§ Dataset content
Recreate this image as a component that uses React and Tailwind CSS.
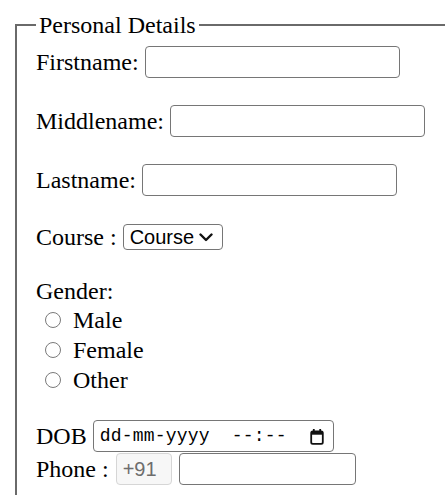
import React from 'react';

const serif = { fontFamily: '"Liberation Serif", "Times New Roman", serif' };

function TextBox({ className = '' }) {
  return (
    <span className={`block h-[32px] shrink-0 rounded-[4px] border border-[#767676] bg-white ${className}`} />
  );
}

function Radio({ label }) {
  return (
    <div className="flex h-[30px] items-center">
      <span className="ml-[9px] h-[16px] w-[16px] shrink-0 rounded-full border-[1.5px] border-[#7a7a7a] bg-white" />
      <span className="ml-[12px] leading-[30px]">{label}</span>
    </div>
  );
}

function CalendarIcon() {
  return (
    <svg width="14" height="17" viewBox="0 0 14 17" fill="none">
      <rect x="1.2" y="3.5" width="11.6" height="12.3" rx="1.6" stroke="#111" strokeWidth="1.8" />
      <rect x="1.2" y="3.5" width="11.6" height="3.2" fill="#111" />
      <path d="M3.8 1v3.5M10.2 1v3.5" stroke="#111" strokeWidth="1.8" />
    </svg>
  );
}

export default function App() {
  return (
    <div className="h-[495px] w-[445px] overflow-hidden bg-white text-[24px] text-black" style={serif}>
      <div className="pl-[15px] pt-[11px]">
        <fieldset className="w-[470px] border-2 border-[#6a6a6a] pl-[19px] pb-[20px] pt-[7px]">
          <legend className="px-[3px] leading-[28px]">Personal Details</legend>

          {/* name rows */}
          <div className="flex h-[32px] items-center gap-[6px]">
            <span>Firstname:</span>
            <TextBox className="w-[255px]" />
          </div>
          <div className="mt-[27px] flex h-[32px] items-center gap-[6px]">
            <span>Middlename:</span>
            <TextBox className="w-[255px]" />
          </div>
          <div className="mt-[27px] flex h-[32px] items-center gap-[6px]">
            <span>Lastname:</span>
            <TextBox className="w-[255px]" />
          </div>

          {/* course */}
          <div className="mt-[25px] flex h-[32px] items-center gap-[6px]">
            <span>Course :</span>
            <span
              className="flex h-[26px] w-[100px] items-center justify-between rounded-[4px] border border-[#767676] bg-white pl-[6px] pr-[9px] text-[20px]"
              style={{ fontFamily: '"Liberation Sans", Arial, sans-serif' }}
            >
              <span className="leading-none">Course</span>
              <svg width="14" height="9" viewBox="0 0 14 9" fill="none">
                <path d="M1.5 1.5l5.5 5.5 5.5-5.5" stroke="#111" strokeWidth="2.4" strokeLinecap="round" strokeLinejoin="round" />
              </svg>
            </span>
          </div>

          {/* gender */}
          <div className="mt-[24px] leading-[28px]">Gender:</div>
          <Radio label="Male" />
          <Radio label="Female" />
          <Radio label="Other" />

          {/* dob */}
          <div className="mt-[25px] flex h-[32px] items-center gap-[6px]">
            <span>DOB</span>
            <span className="flex h-[32px] w-[241px] items-center justify-between rounded-[4px] border border-[#767676] bg-white pl-[6px] pr-[9px]">
              <span
                className="whitespace-pre text-[18px] leading-none tracking-[0.2px]"
                style={{ fontFamily: '"Liberation Mono", "DejaVu Sans Mono", monospace' }}
              >
                dd-mm-yyyy  --:--
              </span>
              <CalendarIcon />
            </span>
          </div>

          {/* phone */}
          <div className="mt-[1px] flex h-[32px] items-center">
            <span>Phone :</span>
            <span
              className="ml-[7px] flex h-[32px] w-[56px] items-center rounded-[4px] border border-[#d6d6d6] bg-[#f7f7f7] pl-[6px] text-[20px] text-[#6d6d6d]"
              style={{ fontFamily: '"Liberation Sans", Arial, sans-serif' }}
            >
              +91
            </span>
            <TextBox className="ml-[7px] w-[177px]" />
          </div>
        </fieldset>
      </div>
    </div>
  );
}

§ What the exercise asks
Without the pictures, copy the material exactly as given.

§ Solved problem
Recreate this image as a component that uses React and Tailwind CSS.
import React from 'react';

const serif = { fontFamily: '"Liberation Serif", "Times New Roman", serif' };

function TextBox({ className = '' }) {
  return (
    <span className={`block h-[32px] shrink-0 rounded-[4px] border border-[#767676] bg-white ${className}`} />
  );
}

function Radio({ label }) {
  return (
    <div className="flex h-[30px] items-center">
      <span className="ml-[9px] h-[16px] w-[16px] shrink-0 rounded-full border-[1.5px] border-[#7a7a7a] bg-white" />
      <span className="ml-[12px] leading-[30px]">{label}</span>
    </div>
  );
}

function CalendarIcon() {
  return (
    <svg width="14" height="17" viewBox="0 0 14 17" fill="none">
      <rect x="1.2" y="3.5" width="11.6" height="12.3" rx="1.6" stroke="#111" strokeWidth="1.8" />
      <rect x="1.2" y="3.5" width="11.6" height="3.2" fill="#111" />
      <path d="M3.8 1v3.5M10.2 1v3.5" stroke="#111" strokeWidth="1.8" />
    </svg>
  );
}

export default function App() {
  return (
    <div className="h-[495px] w-[445px] overflow-hidden bg-white text-[24px] text-black" style={serif}>
      <div className="pl-[15px] pt-[11px]">
        <fieldset className="w-[470px] border-2 border-[#6a6a6a] pl-[19px] pb-[20px] pt-[7px]">
          <legend className="px-[3px] leading-[28px]">Personal Details</legend>

          {/* name rows */}
          <div className="flex h-[32px] items-center gap-[6px]">
            <span>Firstname:</span>
            <TextBox className="w-[255px]" />
          </div>
          <div className="mt-[27px] flex h-[32px] items-center gap-[6px]">
            <span>Middlename:</span>
            <TextBox className="w-[255px]" />
          </div>
          <div className="mt-[27px] flex h-[32px] items-center gap-[6px]">
            <span>Lastname:</span>
            <TextBox className="w-[255px]" />
          </div>

          {/* course */}
          <div className="mt-[25px] flex h-[32px] items-center gap-[6px]">
            <span>Course :</span>
            <span
              className="flex h-[26px] w-[100px] items-center justify-between rounded-[4px] border border-[#767676] bg-white pl-[6px] pr-[9px] text-[20px]"
              style={{ fontFamily: '"Liberation Sans", Arial, sans-serif' }}
            >
              <span className="leading-none">Course</span>
              <svg width="14" height="9" viewBox="0 0 14 9" fill="none">
                <path d="M1.5 1.5l5.5 5.5 5.5-5.5" stroke="#111" strokeWidth="2.4" strokeLinecap="round" strokeLinejoin="round" />
              </svg>
            </span>
          </div>

          {/* gender */}
          <div className="mt-[24px] leading-[28px]">Gender:</div>
          <Radio label="Male" />
          <Radio label="Female" />
          <Radio label="Other" />

          {/* dob */}
          <div className="mt-[25px] flex h-[32px] items-center gap-[6px]">
            <span>DOB</span>
            <span className="flex h-[32px] w-[241px] items-center justify-between rounded-[4px] border border-[#767676] bg-white pl-[6px] pr-[9px]">
              <span
                className="whitespace-pre text-[18px] leading-none tracking-[0.2px]"
                style={{ fontFamily: '"Liberation Mono", "DejaVu Sans Mono", monospace' }}
              >
                dd-mm-yyyy  --:--
              </span>
              <CalendarIcon />
            </span>
          </div>

          {/* phone */}
          <div className="mt-[1px] flex h-[32px] items-center">
            <span>Phone :</span>
            <span
              className="ml-[7px] flex h-[32px] w-[56px] items-center rounded-[4px] border border-[#d6d6d6] bg-[#f7f7f7] pl-[6px] text-[20px] text-[#6d6d6d]"
              style={{ fontFamily: '"Liberation Sans", Arial, sans-serif' }}
            >
              +91
            </span>
            <TextBox className="ml-[7px] w-[177px]" />
          </div>
        </fieldset>
      </div>
    </div>
  );
}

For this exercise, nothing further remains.